13 December 2018
Home buying
Christmas early or cancelled?
By Frank O’Nomics
House price falls are being hidden.
What a treat! Had I been singled out as a potential buyer who needed a little encouragement? Whatever the reason, it seemed remarkably generous of a house builder to offer to pay the stamp duty on a potential purchase. I wasn’t even aware that I was in the market for a new home, but this looked like an offer to seriously consider – at least for a nanosecond. That was how long it took to realise that the offer was born out of desperation and is further evidence of the perilous state of the UK housing market –well in London at least. What I was really being told is that the sticker price of most housing currently up for sale masks the true level of the market. Evidence suggests that the clearing price for flats and houses is much, much lower than most websites would suggest.
How can this be the case? Well it seems that there are 2 main reasons – exceptionally low turnover and hidden price falls. Consider the first the next time you wander down the High Street. This may be a typically quiet period but my own survey witnessed very few estate agents helping clients either in person or on the phone. Statistical evidence bears this out. RICS data shows London sales at a record low with the average estate agent shifting just 8 homes a quarter, and annualized sales to the end of October at their lowest since records began in 1994. Sales of recently completed homes are down 25% this year, creating a very difficult environment for house builders and developers. Such low levels of turnover make it much harder to assess what the right value of a property is. If little is changing hands traditional valuation techniques become sketchy at best, and ultimately something is only worth what people are prepared to pay.

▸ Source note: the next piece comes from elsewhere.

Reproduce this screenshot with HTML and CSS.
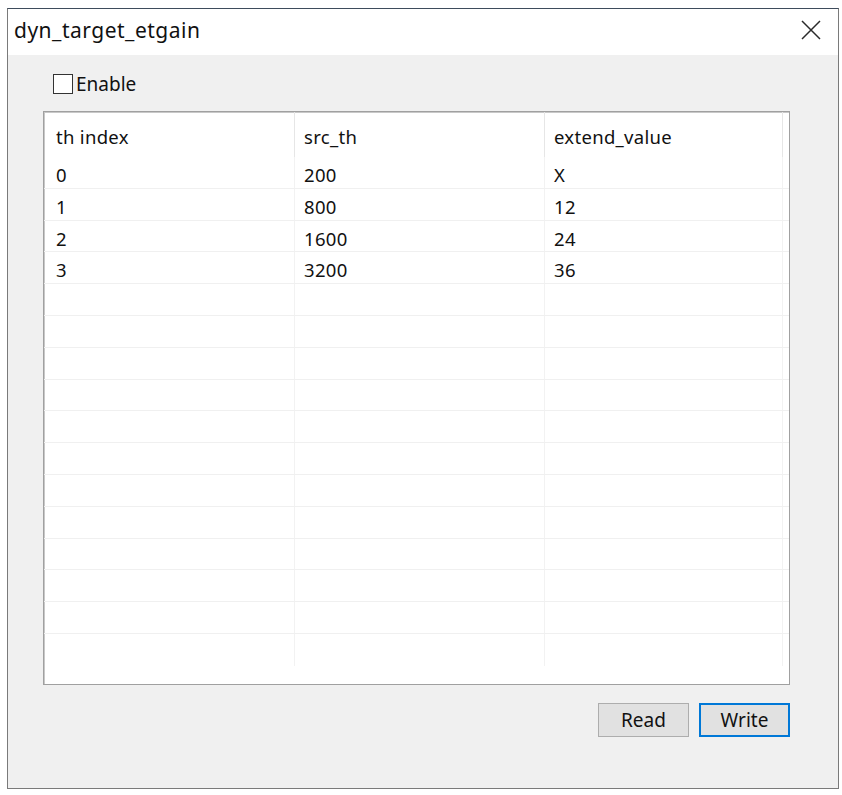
FILE: index.html
```html
<html>
    <head>
    <title>dyn_target_etgain</title>
    <meta http-equiv="Content-Type" content="text/html; charset=utf-8" />
    <link rel="stylesheet" href="styles.css">
    </head>

    <body>
    <!-- janela do dialogo -->
    <div class="dialog">
        <div class="titlebar">
            <span class="title">dyn_target_etgain</span>
            <span class="close">
                <svg width="20" height="20" viewBox="0 0 20 20"><path d="M1 1 L19 19 M19 1 L1 19" stroke="#2a2a2a" stroke-width="1.5" fill="none"/></svg>
            </span>
        </div>

        <div class="content">
            <label class="enable"><span class="checkbox"></span>Enable</label>

            <!-- tabela de thresholds -->
            <div class="table">
                <div class="row header">
                    <div class="cell">th index</div>
                    <div class="cell">src_th</div>
                    <div class="cell">extend_value</div>
                </div>
                <div class="row"><div class="cell">0</div><div class="cell">200</div><div class="cell">X</div></div>
                <div class="row"><div class="cell">1</div><div class="cell">800</div><div class="cell">12</div></div>
                <div class="row"><div class="cell">2</div><div class="cell">1600</div><div class="cell">24</div></div>
                <div class="row"><div class="cell">3</div><div class="cell">3200</div><div class="cell">36</div></div>
                <div class="row"><div class="cell"></div><div class="cell"></div><div class="cell"></div></div>
                <div class="row"><div class="cell"></div><div class="cell"></div><div class="cell"></div></div>
                <div class="row"><div class="cell"></div><div class="cell"></div><div class="cell"></div></div>
                <div class="row"><div class="cell"></div><div class="cell"></div><div class="cell"></div></div>
                <div class="row"><div class="cell"></div><div class="cell"></div><div class="cell"></div></div>
                <div class="row"><div class="cell"></div><div class="cell"></div><div class="cell"></div></div>
                <div class="row"><div class="cell"></div><div class="cell"></div><div class="cell"></div></div>
                <div class="row"><div class="cell"></div><div class="cell"></div><div class="cell"></div></div>
                <div class="row"><div class="cell"></div><div class="cell"></div><div class="cell"></div></div>
                <div class="row"><div class="cell"></div><div class="cell"></div><div class="cell"></div></div>
                <div class="row"><div class="cell"></div><div class="cell"></div><div class="cell"></div></div>
                <div class="row last"><div class="cell"></div><div class="cell"></div><div class="cell"></div></div>
            </div>

            <div class="buttons">
                <input type="button" class="btn" value="Read" />
                <input type="button" class="btn default" value="Write" />
            </div>
        </div>
    </div>
    </body>
</html>
```

FILE: styles.css
```css
body {
    margin: 0;
    background-color: white;
    font-family: "Noto Sans", "Open Sans", sans-serif;
    color: #111;
}
.dialog {
    margin: 8px 0 0 7px;
    width: 830px;
    height: 779px;
    border: 1px solid #7a7a7a;
    border-top-color: #3e4c5c;
    background-color: #f0f0f0;
    display: flex;
    flex-direction: column;
}
.titlebar {
    height: 46px;
    background-color: white;
    display: flex;
    align-items: center;
    justify-content: space-between;
    padding: 0 0 0 6px;
}
.title {
    font-size: 21px;
    letter-spacing: 0.5px;
    color: #111;
    margin-top: -4px;
}
.close {
    width: 46px;
    display: flex;
    justify-content: center;
    margin-top: -4px;
    margin-right: 4px;
}
.content {
    flex: 1;
    display: flex;
    flex-direction: column;
    padding: 0 0 0 35px;
}
.enable {
    display: flex;
    align-items: center;
    font-size: 19px;
    margin: 18px 0 0 10px;
    height: 22px;
}
.checkbox {
    width: 18px;
    height: 18px;
    border: 1px solid #333;
    background-color: white;
    margin-right: 3px;
}
.table {
    margin-top: 16px;
    width: 745px;
    height: 572px;
    background-color: white;
    border: 1px solid #a0a0a0;
    box-shadow: inset 1px 1px 0 #c8c8c8;
    overflow: hidden;
    font-size: 18.5px;
    letter-spacing: 0.3px;
}
.row {
    display: grid;
    grid-template-columns: 251px 250px 238px;
    height: 31.8px;
    border-bottom: 1px solid #f0f0f0;
    box-sizing: border-box;
}
.row .cell {
    border-right: 1px solid #f2f2f2;
    padding: 8px 0 0 9px;
    line-height: 20px;
    box-sizing: border-box;
}
.row .cell:first-child {
    padding-left: 12px;
}
.row.header {
    height: 45px;
    border-bottom: none;
}
.row.header .cell {
    padding-top: 15px;
    border-right-color: #e6e6e6;
}
.row.last {
    border-bottom: none;
}
.buttons {
    display: flex;
    justify-content: flex-end;
    gap: 10px;
    width: 747px;
    margin-top: 18px;
}
.btn {
    width: 91px;
    height: 34px;
    background-color: #e1e1e1;
    border: 1px solid #adadad;
    font-family: "Noto Sans", "Open Sans", sans-serif;
    font-size: 19px;
    color: #111;
    padding: 0;
}
.btn.default {
    border: 2px solid #0078d7;
}
```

This brings us to the hidden sales aspect. Through the heady heights of the housing boom, those desperate to get involved were aggressively buying new properties “off plan”. Reserving a property in a rising market is one thing, finding the balance to pay in a falling market is another. Rather than do so, many are choosing to take a loss (sometimes as much as 25%) rather than take possession, with one broker claiming to be selling on at least 15 of these contracts each month. The problem is that official data only records the original price, rather than the pre-completion sale. At some stage of course the market has to catch up with the reality of the change in clearing price. This may take some time due to many new build properties having more inflated prices driven by the attractions of the Help to Buy scheme, but the developers are likely to be prepared to pare back a generous profit margin if it means shifting their stock.
There are two additional indicators of a market in trouble – businesses pulling out and the use of discounts and incentives. The unsolicited stamp duty payment offer I received (worth £34750 by the way) is not unusual and it does, of course, protect the recorded sale price on which other sales may depend – yet again artificially maintaining an above market level. Beyond offering to pay the stamp duty (a discount in all but name) many developers having been openly offering discounts, including getting involved in Black Friday. Typically these discounts are much greater than the stamp duty with Galliard knocking as much as 11% off the 12 new build properties listed in this week’s Evening Standard. The situation in London is having an impact on the behaviour of both agents and developers. Foxtons has closed 6 branches in the second half of this year (including Park Lane) after seeing a 6% fall in revenues. A newer hybrid agent Emoove, which raised £2.62m in 2015 via crowdfunding and a further £1m this summer, went into administration this month – not great for the shareholders and also the 4,000 vendors who paid the £895 upfront fee. As for house builders, Countrywide Properties and Berkeley Group have shifted their focus away from London, while Crest Nicholson has gone so far as to close its London division.
This all poses the big question: Is this just a healthy dose of reality for London, or the beginnings of a national malaise? With new-home sales in London reportedly down 25% this year it does certainly seem a concentrated phenomenon for now. It is not unreasonable to suggest that London had this coming. With property prices running around 15 times earnings in London, but less than 8 times in somewhere like Birmingham, it is not surprising that builders are seeing potential sales as more likely outside of the capital. This rationale is supported by the fact that the price of many non-London properties will fall below stamp duty thresholds that have been a key factor in the slowdown.
Nevertheless, those living outside of London should be wary of schadenfreude. Rightmove report a 1.7% fall in prices nationally in November alone. Much of this is accounted for by falls in London and the South East, but the average property now takes 61 days to sell compared to 42-47 days earlier this year. Of the properties listed on Zoopla, 38% have been marked down in price (47% in Brighton). Whether the property market has turned or we are just seeing the reverse of the “ripple effect”, when rising prices in London previously spread to the rest of the country, remains to be seen. For now, those tempted by the offers of a seasonal discount should remember that property is for life – not just for Christmas.